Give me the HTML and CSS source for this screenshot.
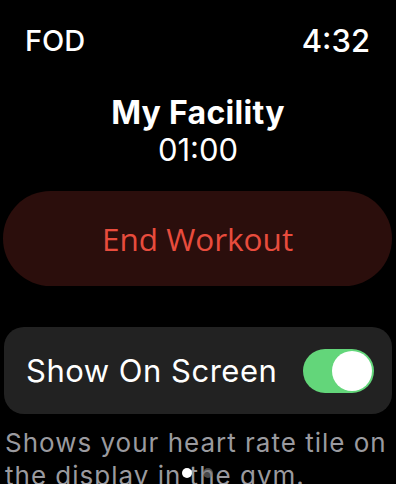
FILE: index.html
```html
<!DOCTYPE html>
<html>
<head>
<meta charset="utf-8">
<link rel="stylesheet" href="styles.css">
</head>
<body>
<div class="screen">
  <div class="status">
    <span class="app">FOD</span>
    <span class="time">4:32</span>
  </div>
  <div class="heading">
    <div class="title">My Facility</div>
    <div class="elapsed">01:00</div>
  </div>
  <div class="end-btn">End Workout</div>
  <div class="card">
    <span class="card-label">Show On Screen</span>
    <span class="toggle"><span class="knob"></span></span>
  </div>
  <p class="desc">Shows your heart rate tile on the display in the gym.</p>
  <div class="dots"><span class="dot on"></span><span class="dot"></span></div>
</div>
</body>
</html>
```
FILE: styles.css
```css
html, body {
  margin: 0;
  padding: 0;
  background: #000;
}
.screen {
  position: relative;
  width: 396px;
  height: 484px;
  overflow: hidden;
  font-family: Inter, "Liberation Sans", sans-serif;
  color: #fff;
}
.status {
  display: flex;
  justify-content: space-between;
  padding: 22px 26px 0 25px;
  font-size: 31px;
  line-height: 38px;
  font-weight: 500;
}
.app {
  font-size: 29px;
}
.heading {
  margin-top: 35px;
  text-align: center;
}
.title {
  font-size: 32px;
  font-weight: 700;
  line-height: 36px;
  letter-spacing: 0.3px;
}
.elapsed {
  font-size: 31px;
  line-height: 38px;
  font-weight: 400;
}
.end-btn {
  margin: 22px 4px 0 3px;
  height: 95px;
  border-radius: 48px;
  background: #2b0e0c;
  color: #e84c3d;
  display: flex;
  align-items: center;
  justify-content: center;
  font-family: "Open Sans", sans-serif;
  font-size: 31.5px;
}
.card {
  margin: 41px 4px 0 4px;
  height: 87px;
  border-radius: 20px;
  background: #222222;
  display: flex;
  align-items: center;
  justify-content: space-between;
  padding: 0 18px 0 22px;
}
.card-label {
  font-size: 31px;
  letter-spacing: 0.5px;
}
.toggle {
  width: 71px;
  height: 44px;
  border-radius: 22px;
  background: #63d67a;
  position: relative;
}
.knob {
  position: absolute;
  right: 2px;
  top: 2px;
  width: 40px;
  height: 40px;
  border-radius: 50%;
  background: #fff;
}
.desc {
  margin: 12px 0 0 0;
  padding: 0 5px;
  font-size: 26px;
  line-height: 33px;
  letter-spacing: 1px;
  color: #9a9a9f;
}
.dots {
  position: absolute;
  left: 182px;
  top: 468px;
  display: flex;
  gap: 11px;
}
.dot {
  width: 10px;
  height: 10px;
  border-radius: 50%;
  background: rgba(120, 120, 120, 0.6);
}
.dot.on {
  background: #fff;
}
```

(Your task): Quote all the lines above exactly as given. Do not include the pictures.

(Result of the exercise):
Give me the HTML and CSS source for this screenshot.
FILE: index.html
```html
<!DOCTYPE html>
<html>
<head>
<meta charset="utf-8">
<link rel="stylesheet" href="styles.css">
</head>
<body>
<div class="screen">
  <div class="status">
    <span class="app">FOD</span>
    <span class="time">4:32</span>
  </div>
  <div class="heading">
    <div class="title">My Facility</div>
    <div class="elapsed">01:00</div>
  </div>
  <div class="end-btn">End Workout</div>
  <div class="card">
    <span class="card-label">Show On Screen</span>
    <span class="toggle"><span class="knob"></span></span>
  </div>
  <p class="desc">Shows your heart rate tile on the display in the gym.</p>
  <div class="dots"><span class="dot on"></span><span class="dot"></span></div>
</div>
</body>
</html>
```
FILE: styles.css
```css
html, body {
  margin: 0;
  padding: 0;
  background: #000;
}
.screen {
  position: relative;
  width: 396px;
  height: 484px;
  overflow: hidden;
  font-family: Inter, "Liberation Sans", sans-serif;
  color: #fff;
}
.status {
  display: flex;
  justify-content: space-between;
  padding: 22px 26px 0 25px;
  font-size: 31px;
  line-height: 38px;
  font-weight: 500;
}
.app {
  font-size: 29px;
}
.heading {
  margin-top: 35px;
  text-align: center;
}
.title {
  font-size: 32px;
  font-weight: 700;
  line-height: 36px;
  letter-spacing: 0.3px;
}
.elapsed {
  font-size: 31px;
  line-height: 38px;
  font-weight: 400;
}
.end-btn {
  margin: 22px 4px 0 3px;
  height: 95px;
  border-radius: 48px;
  background: #2b0e0c;
  color: #e84c3d;
  display: flex;
  align-items: center;
  justify-content: center;
  font-family: "Open Sans", sans-serif;
  font-size: 31.5px;
}
.card {
  margin: 41px 4px 0 4px;
  height: 87px;
  border-radius: 20px;
  background: #222222;
  display: flex;
  align-items: center;
  justify-content: space-between;
  padding: 0 18px 0 22px;
}
.card-label {
  font-size: 31px;
  letter-spacing: 0.5px;
}
.toggle {
  width: 71px;
  height: 44px;
  border-radius: 22px;
  background: #63d67a;
  position: relative;
}
.knob {
  position: absolute;
  right: 2px;
  top: 2px;
  width: 40px;
  height: 40px;
  border-radius: 50%;
  background: #fff;
}
.desc {
  margin: 12px 0 0 0;
  padding: 0 5px;
  font-size: 26px;
  line-height: 33px;
  letter-spacing: 1px;
  color: #9a9a9f;
}
.dots {
  position: absolute;
  left: 182px;
  top: 468px;
  display: flex;
  gap: 11px;
}
.dot {
  width: 10px;
  height: 10px;
  border-radius: 50%;
  background: rgba(120, 120, 120, 0.6);
}
.dot.on {
  background: #fff;
}
```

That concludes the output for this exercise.